◆ Work to complete ◆
Collect each line of the records containing the string "Tailwind".

◆ Supplied records ◆
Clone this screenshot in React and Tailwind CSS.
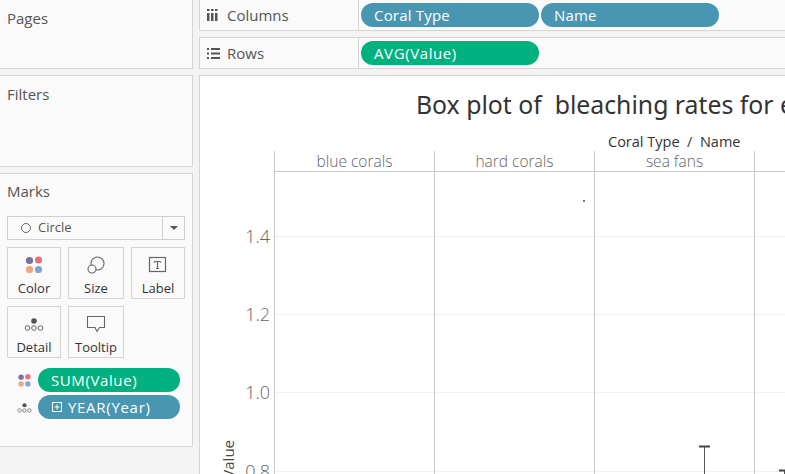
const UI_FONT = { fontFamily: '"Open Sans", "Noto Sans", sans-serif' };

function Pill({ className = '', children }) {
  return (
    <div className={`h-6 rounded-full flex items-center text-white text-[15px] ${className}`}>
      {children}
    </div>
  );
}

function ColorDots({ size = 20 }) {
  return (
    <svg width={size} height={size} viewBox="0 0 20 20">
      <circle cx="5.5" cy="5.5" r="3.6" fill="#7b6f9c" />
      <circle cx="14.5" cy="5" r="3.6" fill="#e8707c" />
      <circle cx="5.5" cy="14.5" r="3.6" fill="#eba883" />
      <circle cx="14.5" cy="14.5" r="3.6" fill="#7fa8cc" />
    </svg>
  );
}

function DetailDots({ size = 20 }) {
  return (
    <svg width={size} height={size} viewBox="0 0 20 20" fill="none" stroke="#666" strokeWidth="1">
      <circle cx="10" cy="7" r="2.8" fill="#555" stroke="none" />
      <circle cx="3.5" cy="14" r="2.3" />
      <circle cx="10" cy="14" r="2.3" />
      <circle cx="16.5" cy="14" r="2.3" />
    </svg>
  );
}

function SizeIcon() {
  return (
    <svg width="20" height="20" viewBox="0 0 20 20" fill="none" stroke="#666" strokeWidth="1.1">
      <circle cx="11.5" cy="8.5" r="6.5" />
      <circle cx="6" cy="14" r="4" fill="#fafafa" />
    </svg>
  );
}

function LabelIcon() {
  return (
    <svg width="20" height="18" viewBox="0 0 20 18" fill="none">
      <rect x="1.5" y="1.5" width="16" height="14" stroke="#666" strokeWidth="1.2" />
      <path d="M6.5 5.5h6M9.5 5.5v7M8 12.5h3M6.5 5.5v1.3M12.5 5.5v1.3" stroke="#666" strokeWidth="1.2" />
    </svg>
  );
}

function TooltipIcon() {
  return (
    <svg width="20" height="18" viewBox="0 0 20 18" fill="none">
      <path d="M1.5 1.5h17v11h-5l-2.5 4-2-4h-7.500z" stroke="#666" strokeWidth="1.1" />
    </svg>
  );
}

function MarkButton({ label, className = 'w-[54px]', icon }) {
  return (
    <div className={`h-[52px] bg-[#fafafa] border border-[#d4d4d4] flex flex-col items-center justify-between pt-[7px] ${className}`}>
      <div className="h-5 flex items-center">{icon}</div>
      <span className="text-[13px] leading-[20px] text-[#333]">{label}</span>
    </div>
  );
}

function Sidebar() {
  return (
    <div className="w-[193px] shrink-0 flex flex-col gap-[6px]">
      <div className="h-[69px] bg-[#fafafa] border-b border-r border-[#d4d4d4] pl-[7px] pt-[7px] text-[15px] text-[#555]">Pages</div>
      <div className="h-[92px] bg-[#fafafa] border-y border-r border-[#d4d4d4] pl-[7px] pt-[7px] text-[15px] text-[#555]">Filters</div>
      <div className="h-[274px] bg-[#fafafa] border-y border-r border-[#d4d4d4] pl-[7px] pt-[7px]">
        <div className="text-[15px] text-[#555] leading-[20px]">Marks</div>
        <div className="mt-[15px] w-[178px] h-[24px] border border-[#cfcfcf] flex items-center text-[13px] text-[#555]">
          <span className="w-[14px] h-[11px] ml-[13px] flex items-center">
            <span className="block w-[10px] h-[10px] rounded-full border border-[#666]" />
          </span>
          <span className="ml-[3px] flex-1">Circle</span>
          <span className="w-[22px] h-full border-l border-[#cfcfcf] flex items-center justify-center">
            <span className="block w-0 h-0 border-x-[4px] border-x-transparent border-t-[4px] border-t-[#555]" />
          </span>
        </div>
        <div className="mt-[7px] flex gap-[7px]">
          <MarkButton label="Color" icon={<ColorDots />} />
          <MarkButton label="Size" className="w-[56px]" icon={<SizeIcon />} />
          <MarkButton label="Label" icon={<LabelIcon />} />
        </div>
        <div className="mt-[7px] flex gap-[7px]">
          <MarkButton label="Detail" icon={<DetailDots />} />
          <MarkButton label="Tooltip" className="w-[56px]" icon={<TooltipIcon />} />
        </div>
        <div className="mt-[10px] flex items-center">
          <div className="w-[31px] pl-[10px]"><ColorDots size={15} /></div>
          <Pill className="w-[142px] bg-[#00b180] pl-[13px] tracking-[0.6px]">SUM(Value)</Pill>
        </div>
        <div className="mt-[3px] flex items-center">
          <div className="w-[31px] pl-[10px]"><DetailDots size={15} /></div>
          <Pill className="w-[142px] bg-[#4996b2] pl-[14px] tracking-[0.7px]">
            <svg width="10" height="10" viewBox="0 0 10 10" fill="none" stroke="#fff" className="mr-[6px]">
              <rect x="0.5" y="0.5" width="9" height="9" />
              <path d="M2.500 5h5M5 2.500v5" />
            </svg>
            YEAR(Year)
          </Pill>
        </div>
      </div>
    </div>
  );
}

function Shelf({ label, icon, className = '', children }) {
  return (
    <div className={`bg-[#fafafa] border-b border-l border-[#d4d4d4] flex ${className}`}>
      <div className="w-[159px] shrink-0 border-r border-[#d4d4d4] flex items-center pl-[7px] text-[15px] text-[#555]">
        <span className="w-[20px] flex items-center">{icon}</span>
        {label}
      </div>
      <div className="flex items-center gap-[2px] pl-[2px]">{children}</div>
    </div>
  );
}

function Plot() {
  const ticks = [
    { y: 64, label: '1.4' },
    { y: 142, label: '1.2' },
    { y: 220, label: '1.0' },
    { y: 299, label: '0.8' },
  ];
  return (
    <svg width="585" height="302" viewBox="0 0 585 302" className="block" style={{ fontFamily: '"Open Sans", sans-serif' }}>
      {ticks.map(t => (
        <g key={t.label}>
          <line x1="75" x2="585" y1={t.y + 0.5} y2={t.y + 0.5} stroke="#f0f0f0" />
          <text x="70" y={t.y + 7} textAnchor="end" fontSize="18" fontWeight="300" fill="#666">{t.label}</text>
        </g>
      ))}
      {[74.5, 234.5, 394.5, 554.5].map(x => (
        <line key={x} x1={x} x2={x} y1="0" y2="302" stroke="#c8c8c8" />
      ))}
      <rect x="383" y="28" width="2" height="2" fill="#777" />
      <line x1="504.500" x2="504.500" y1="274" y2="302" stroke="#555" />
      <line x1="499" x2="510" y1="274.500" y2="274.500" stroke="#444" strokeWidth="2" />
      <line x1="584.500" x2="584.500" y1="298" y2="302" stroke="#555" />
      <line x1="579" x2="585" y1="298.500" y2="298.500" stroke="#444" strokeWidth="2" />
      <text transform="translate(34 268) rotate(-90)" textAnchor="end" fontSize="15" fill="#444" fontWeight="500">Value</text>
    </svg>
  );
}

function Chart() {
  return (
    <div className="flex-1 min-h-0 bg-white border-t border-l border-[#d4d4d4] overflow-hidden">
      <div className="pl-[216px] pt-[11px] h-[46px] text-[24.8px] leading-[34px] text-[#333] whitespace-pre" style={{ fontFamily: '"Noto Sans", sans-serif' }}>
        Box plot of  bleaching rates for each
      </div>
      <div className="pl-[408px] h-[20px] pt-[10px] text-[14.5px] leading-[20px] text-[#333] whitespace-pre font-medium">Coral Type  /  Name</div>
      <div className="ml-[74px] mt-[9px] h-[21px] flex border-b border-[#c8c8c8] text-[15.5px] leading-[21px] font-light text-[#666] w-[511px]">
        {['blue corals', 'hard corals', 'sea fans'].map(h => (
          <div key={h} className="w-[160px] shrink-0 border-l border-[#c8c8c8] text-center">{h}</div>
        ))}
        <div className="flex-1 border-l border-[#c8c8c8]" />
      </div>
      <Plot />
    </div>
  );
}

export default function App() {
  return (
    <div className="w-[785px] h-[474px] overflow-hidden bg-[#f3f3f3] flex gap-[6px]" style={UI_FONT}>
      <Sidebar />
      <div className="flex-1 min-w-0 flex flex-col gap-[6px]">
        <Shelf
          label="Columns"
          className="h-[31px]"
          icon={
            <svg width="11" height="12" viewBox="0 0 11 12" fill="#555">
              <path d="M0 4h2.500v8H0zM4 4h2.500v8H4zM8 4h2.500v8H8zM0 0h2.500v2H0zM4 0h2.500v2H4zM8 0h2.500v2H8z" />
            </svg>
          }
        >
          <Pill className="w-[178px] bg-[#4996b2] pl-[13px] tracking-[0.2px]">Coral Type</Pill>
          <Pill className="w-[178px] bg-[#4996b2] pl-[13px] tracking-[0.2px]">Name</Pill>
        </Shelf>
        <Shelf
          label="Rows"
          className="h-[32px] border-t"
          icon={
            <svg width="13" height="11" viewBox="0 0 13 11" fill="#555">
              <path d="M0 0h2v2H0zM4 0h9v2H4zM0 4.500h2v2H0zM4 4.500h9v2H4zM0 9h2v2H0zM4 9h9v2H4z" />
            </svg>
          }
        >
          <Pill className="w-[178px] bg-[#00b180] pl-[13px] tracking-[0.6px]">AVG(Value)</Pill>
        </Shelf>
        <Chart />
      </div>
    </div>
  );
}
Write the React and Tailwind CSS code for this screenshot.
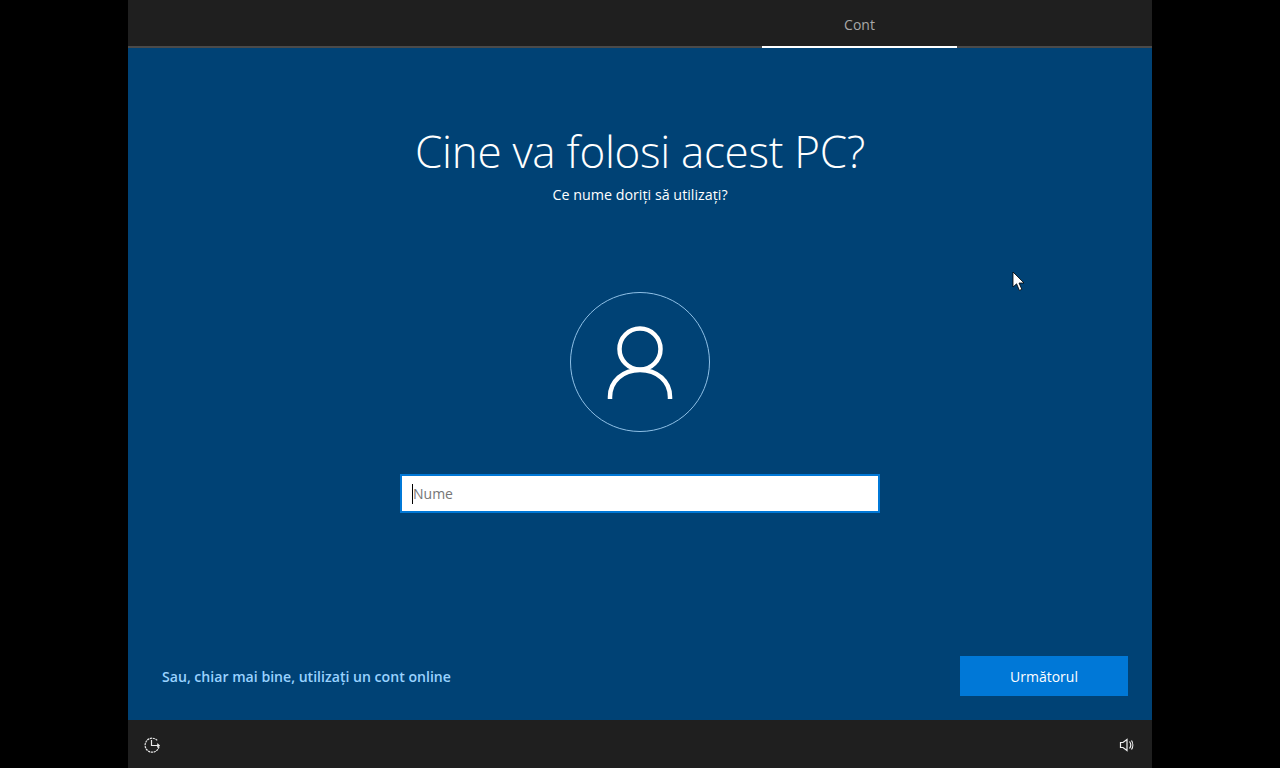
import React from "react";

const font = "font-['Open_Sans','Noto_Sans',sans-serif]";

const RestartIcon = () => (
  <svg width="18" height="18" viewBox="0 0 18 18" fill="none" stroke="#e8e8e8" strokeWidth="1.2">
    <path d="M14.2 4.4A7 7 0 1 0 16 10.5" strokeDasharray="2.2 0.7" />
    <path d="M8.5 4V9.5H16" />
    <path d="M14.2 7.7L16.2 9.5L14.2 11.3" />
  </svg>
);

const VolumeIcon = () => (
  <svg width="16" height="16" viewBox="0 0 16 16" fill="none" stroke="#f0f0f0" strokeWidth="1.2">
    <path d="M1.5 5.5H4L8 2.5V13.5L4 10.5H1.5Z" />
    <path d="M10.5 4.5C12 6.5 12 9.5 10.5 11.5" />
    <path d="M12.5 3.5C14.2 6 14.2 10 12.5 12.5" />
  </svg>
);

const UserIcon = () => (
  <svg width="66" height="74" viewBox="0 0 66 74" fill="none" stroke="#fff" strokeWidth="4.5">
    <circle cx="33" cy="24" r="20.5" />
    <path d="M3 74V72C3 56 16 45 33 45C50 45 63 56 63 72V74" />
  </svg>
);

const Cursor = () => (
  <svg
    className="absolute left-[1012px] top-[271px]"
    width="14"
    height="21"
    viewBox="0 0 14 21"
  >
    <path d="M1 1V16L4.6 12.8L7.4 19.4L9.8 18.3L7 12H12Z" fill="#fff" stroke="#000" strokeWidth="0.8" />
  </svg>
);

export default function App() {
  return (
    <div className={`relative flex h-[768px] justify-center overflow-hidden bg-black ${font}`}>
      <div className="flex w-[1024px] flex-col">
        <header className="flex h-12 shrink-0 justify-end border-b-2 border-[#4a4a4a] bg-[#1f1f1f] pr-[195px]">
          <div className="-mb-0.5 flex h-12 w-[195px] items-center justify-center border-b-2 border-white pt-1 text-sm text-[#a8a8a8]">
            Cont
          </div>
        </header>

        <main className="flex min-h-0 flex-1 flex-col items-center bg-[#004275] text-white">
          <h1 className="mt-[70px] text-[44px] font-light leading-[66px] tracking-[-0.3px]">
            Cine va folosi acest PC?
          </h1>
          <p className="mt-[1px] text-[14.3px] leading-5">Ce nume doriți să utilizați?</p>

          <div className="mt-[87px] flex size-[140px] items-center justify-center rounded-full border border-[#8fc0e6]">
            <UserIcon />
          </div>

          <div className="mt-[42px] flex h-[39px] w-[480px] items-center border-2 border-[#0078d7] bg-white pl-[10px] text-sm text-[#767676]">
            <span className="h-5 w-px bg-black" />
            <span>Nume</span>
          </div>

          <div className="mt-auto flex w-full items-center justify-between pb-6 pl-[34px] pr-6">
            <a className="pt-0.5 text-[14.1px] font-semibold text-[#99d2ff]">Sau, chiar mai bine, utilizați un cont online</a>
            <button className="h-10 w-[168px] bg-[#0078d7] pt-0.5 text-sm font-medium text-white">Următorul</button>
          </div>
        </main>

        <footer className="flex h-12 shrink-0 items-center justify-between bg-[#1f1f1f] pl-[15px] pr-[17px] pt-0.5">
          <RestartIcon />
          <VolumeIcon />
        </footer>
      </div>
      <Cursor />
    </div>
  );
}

◆ Completed exercise ◆
Clone this screenshot in React and Tailwind CSS.
Write the React and Tailwind CSS code for this screenshot.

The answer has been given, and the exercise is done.